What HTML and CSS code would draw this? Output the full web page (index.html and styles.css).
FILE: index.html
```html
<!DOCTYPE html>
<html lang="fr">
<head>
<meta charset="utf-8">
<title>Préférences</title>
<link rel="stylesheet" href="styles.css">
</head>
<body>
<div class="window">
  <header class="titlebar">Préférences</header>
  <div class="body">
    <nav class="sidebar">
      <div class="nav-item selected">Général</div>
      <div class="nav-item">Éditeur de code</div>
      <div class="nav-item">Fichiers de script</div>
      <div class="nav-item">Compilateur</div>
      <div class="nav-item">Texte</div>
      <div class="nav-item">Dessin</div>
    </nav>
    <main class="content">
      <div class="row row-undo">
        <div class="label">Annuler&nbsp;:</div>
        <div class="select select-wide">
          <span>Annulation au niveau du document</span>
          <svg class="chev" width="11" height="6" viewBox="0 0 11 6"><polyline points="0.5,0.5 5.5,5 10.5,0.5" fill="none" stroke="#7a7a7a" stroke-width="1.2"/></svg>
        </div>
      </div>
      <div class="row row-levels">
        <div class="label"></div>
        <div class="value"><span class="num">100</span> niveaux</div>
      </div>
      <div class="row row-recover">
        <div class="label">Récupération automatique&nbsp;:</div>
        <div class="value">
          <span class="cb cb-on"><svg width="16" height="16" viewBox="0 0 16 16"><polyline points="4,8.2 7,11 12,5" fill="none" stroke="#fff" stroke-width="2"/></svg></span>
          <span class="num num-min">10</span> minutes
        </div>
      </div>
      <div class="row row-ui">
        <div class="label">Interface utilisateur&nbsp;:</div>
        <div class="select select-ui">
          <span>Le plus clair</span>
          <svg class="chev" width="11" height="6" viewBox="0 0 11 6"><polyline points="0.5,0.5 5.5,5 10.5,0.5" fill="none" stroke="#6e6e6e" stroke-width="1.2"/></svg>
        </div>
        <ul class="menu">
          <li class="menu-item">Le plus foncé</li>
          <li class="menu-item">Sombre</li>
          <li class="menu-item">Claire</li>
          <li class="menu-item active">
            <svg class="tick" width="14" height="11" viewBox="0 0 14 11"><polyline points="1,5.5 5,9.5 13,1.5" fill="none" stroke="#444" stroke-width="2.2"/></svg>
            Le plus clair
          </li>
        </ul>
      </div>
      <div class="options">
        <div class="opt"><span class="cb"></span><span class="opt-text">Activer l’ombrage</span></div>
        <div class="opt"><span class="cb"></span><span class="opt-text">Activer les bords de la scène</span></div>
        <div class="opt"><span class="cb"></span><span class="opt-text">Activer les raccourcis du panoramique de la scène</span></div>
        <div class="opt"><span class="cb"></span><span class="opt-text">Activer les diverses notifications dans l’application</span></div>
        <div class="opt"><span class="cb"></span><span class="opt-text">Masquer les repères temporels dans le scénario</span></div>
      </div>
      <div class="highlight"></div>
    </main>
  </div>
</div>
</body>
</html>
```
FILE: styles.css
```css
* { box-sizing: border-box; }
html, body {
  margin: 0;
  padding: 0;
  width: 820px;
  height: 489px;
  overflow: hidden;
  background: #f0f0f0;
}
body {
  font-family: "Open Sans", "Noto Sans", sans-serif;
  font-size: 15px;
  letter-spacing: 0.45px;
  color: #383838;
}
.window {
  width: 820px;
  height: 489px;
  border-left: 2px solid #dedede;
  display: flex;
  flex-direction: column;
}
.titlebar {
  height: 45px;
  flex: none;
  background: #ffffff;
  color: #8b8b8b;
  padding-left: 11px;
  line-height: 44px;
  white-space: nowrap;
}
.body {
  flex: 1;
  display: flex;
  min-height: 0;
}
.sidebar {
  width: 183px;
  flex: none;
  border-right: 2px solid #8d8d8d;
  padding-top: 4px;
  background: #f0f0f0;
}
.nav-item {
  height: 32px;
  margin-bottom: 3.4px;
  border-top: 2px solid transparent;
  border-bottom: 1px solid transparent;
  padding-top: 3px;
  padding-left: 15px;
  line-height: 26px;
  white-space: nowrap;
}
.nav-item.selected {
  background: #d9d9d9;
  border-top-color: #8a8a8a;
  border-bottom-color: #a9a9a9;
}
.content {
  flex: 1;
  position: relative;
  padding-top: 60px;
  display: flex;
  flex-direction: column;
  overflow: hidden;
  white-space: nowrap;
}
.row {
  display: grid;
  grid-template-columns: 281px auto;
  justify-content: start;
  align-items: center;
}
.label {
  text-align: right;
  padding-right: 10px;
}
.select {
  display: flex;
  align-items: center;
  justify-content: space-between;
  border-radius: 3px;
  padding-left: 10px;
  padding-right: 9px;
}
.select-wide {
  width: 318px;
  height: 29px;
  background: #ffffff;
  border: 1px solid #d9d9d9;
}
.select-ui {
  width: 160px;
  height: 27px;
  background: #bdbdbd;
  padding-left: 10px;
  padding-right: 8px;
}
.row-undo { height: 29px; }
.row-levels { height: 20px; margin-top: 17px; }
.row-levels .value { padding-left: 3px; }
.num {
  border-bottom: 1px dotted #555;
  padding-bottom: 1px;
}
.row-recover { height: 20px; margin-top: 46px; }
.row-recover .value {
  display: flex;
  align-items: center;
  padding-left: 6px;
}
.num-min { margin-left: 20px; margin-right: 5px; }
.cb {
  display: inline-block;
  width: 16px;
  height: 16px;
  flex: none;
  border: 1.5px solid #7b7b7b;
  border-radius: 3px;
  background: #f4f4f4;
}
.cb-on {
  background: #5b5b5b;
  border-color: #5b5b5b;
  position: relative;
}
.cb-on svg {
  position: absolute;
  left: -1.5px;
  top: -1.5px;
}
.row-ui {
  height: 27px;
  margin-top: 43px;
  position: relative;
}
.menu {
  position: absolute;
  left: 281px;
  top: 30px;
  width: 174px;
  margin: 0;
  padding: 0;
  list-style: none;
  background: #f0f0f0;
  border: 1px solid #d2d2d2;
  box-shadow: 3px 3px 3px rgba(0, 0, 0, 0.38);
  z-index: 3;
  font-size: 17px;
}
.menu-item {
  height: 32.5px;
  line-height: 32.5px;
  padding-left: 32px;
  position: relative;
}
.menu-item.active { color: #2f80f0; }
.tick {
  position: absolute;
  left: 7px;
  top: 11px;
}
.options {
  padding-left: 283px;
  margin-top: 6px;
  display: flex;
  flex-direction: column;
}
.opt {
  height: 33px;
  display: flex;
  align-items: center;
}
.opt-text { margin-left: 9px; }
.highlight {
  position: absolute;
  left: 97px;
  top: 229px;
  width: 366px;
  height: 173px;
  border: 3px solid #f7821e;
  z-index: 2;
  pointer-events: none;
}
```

....

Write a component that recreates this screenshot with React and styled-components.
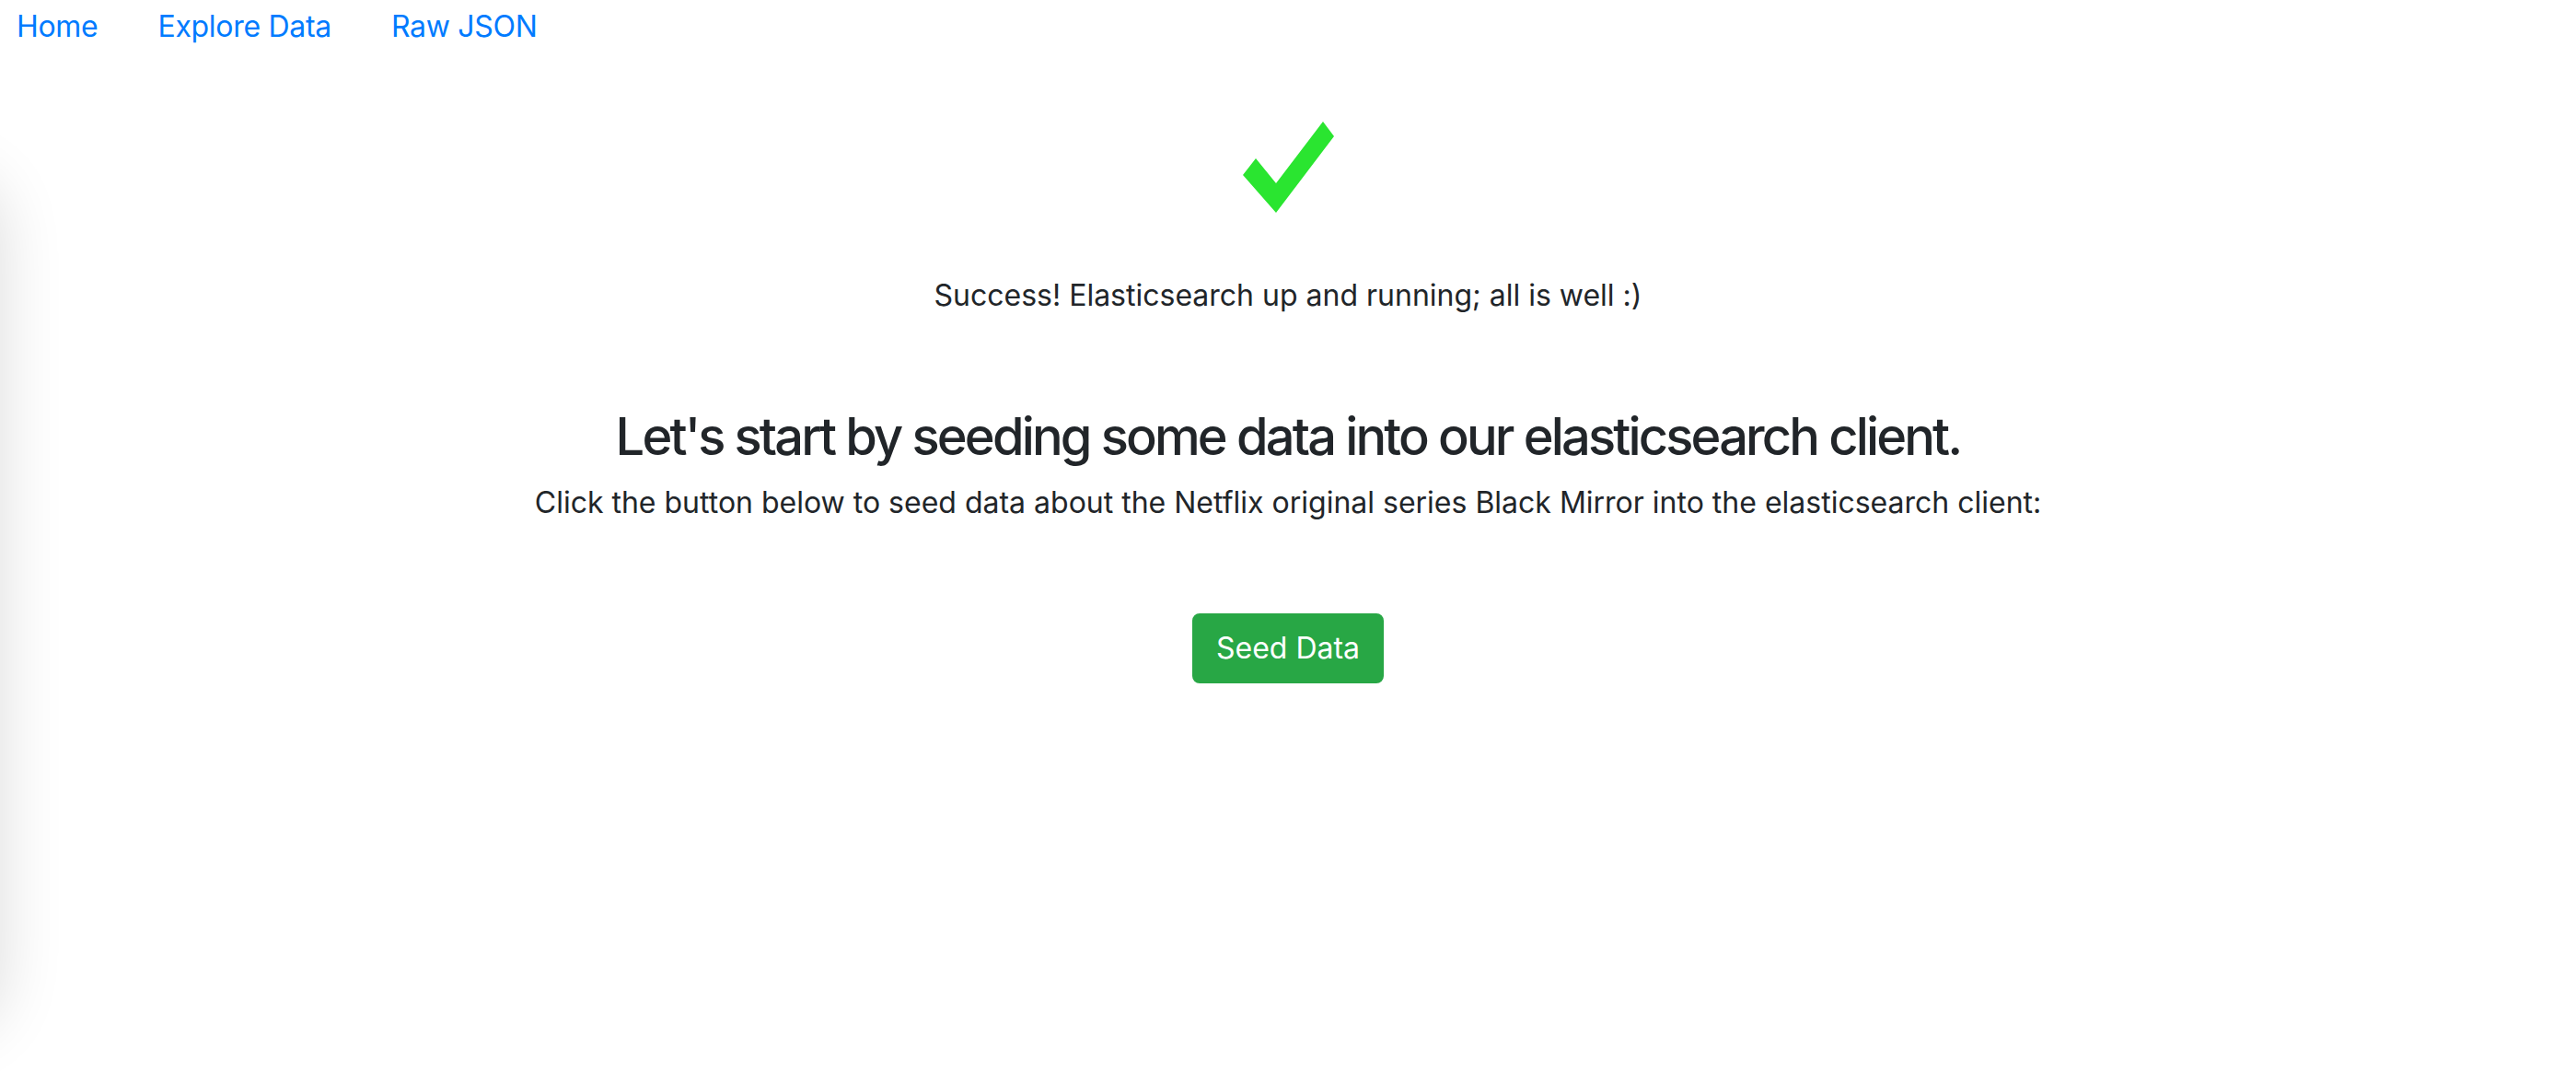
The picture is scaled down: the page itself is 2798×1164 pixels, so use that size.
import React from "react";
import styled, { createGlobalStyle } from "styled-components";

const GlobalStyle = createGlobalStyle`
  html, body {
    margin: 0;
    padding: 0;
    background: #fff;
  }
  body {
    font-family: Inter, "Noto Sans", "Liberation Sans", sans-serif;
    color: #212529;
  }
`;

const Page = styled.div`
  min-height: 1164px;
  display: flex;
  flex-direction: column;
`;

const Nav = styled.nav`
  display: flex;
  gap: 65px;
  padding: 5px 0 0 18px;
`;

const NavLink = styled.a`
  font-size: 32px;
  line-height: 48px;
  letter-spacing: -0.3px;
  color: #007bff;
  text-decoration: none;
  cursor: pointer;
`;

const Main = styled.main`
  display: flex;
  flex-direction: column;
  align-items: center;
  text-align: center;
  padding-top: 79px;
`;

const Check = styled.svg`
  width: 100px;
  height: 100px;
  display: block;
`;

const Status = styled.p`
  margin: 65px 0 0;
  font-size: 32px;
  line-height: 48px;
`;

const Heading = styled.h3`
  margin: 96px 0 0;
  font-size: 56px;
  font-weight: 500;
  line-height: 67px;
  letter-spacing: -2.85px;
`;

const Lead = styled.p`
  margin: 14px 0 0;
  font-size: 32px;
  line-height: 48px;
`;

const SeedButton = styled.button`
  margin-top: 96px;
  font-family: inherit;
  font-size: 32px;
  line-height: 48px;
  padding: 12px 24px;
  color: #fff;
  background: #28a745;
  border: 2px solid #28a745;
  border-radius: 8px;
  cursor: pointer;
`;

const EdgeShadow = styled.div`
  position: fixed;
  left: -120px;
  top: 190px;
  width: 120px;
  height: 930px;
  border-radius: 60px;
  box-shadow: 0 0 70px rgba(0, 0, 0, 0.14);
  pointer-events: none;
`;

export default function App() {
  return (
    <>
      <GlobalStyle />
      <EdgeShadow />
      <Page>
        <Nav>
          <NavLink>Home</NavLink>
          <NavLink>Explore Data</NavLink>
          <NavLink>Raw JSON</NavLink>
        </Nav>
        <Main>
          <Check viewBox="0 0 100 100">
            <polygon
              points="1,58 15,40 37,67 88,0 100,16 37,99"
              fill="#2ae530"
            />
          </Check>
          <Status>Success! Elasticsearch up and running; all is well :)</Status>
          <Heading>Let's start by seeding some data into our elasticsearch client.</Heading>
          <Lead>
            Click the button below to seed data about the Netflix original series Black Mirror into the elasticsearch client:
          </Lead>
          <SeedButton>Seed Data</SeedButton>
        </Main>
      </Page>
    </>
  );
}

....

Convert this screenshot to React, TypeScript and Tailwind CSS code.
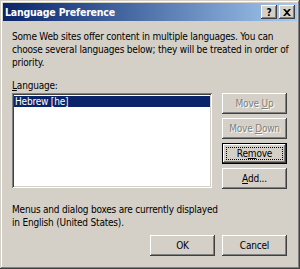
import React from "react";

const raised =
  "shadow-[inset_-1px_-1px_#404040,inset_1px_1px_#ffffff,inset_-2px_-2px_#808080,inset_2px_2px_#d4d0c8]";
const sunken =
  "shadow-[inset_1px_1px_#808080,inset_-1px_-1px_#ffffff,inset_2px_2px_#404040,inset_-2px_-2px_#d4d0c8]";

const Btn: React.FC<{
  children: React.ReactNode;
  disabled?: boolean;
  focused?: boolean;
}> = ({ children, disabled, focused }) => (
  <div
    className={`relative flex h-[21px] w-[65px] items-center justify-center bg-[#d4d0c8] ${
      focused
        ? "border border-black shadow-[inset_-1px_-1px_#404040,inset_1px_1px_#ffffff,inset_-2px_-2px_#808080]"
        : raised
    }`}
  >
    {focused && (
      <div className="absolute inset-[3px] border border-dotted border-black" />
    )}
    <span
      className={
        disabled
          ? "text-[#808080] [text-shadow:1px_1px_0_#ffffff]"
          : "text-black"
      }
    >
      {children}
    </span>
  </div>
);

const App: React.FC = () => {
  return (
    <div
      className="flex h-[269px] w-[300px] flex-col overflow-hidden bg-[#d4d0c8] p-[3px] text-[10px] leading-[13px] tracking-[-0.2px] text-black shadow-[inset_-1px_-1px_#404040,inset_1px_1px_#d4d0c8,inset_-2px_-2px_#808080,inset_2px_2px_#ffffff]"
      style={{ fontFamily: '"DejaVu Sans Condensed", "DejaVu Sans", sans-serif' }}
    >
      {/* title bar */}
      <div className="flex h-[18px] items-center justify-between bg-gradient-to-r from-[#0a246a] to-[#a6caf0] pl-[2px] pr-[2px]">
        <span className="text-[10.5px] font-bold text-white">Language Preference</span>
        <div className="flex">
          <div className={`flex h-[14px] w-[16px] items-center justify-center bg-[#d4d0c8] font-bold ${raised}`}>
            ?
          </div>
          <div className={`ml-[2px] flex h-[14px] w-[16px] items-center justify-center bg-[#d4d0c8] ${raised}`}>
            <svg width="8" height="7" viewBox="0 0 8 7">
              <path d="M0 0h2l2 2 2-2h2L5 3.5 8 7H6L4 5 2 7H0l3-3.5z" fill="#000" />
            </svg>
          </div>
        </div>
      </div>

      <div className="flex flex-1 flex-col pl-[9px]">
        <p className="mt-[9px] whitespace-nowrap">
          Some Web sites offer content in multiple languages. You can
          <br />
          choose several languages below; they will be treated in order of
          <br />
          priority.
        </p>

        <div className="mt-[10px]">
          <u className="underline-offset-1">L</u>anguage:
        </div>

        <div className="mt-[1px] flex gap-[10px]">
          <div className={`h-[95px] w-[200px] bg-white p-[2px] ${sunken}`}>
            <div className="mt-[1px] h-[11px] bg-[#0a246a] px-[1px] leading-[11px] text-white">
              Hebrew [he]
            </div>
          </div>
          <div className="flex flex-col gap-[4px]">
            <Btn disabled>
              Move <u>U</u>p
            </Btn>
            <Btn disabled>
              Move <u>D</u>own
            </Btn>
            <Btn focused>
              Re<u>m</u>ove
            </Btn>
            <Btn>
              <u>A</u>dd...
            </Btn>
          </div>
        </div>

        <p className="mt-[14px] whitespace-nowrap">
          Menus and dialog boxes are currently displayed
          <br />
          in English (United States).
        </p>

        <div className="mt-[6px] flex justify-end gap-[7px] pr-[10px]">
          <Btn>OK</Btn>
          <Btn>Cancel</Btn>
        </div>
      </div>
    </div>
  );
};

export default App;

....

Count every line in the data that contains the word "components", then give that count and nothing else.

2